Solved – Why does a decision tree have low bias & high variance

biascartcovariancemachine learningvariance

Questions

  1. Does it depend on whether the tree is shallow or deep? Or can we say this irrespective of the depth/levels of the tree?
  2. Why is bias low & variance high? Please explain intuitively and mathematically

Best Answer

A bit late to the party but i feel that this question could use answer with concrete examples.

I will write summary of this excellent article: bias-variance-trade-off, which helped me understand the topic.

The prediction error for any machine learning algorithm can be broken down into three parts:

  • Bias Error
  • Variance Error
  • Irreducible Error

Irreducible error

As the name implies, is an error component that we cannot correct, regardless of algorithm and it's parameter selection. Irreducible error is due to complexities which are simply not captured in the training set. This could be attributes which we don't have in a learning set but they affect the mapping to outcome regardless.

Bias error

Bias error is due to our assumptions about target function. The more assumptions(restrictions) we make about target functions, the more bias we introduce. Models with high bias are less flexible because we have imposed more rules on the target functions.

Variance error

Variance error is variability of a target function's form with respect to different training sets. Models with small variance error will not change much if you replace couple of samples in training set. Models with high variance might be affected even with small changes in training set.
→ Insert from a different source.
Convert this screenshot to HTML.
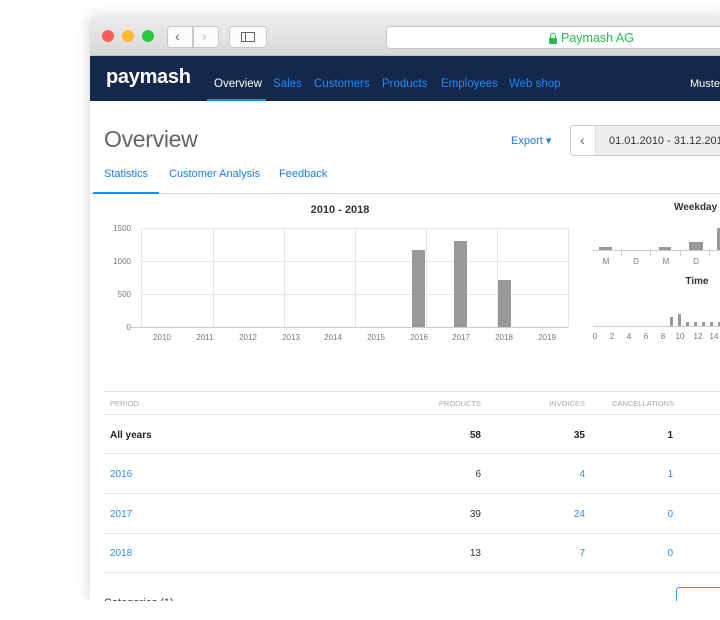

Consider simple linear regression:

Y=b0+b1x

Obviously, this is a fairly restrictive definition of a target function and therefore this model has a high bias.

On the other hand, due to low variance if you change couple of data samples, it's unlikely that this will cause major changes in the overall mapping the target function performs. On the other hand, algorithm such as k-nearest-neighbors have high variance and low bias. It's easy to imagine how different samples might affect K-N-N decision surface.

Generally, parametric algorithms have a high bias and low variance, and vice versa.

One of the challenges of machine learning is finding the right balance of bias error and variance error.

Decision tree

Now that we have these definitions in place, it's also straightforward to see that decision trees are example of model with low bias and high variance. The tree makes almost no assumptions about target function but it is highly susceptible to variance in data.

There are ensemble algorithms, such as bootstrapping aggregation and random forest, which aim to reduce variance at the small cost of bias in decision tree.